Building a Global Safety Net

No single country can effectively regulate AI alone. Recognizing this, governments are stitching together an international regulatory network. The UK and Australia recently signed an agreement to share AI safety research and testing methods, with more collaborations likely to follow.

For AI companies, this means facing increasingly standardized safety requirements across markets. What began as an R&D expense is fast becoming a prerequisite for global competition.

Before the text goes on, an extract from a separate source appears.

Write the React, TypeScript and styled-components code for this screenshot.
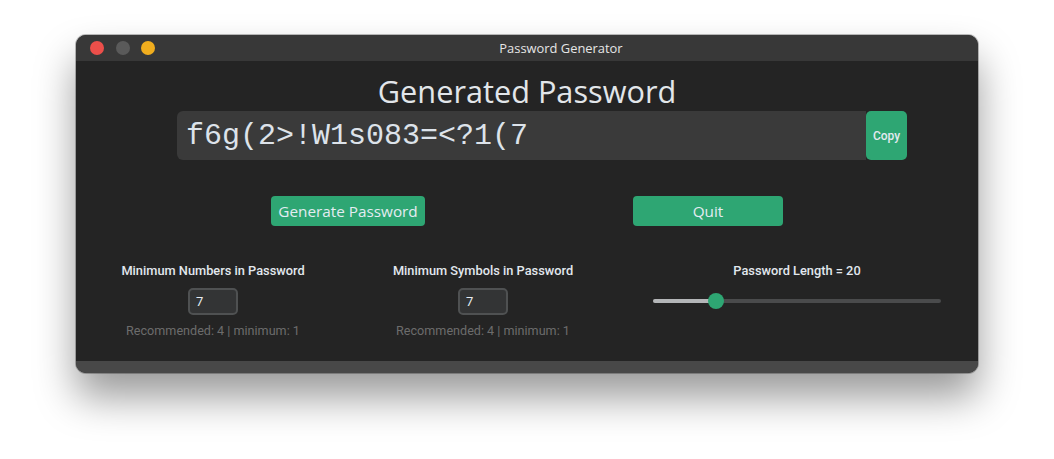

Safety as Competitive Edge

The regulatory shift is forcing AI developers to rethink their strategies:

  1. Development timelines now include mandatory testing phases - The more capable the AI, the more scrutiny it attracts
  2. Safety features become selling points - Government-tested models gain market advantage
  3. Actions speak louder than mission statements - Passing real-world tests matters more than publishing ethical guidelines

What This Means for AI's Future

While mandatory testing adds complexity and cost, it could provide the stability needed for AI's long-term growth. This evidence-based approach, though challenging, offers a more realistic path to building trustworthy AI systems.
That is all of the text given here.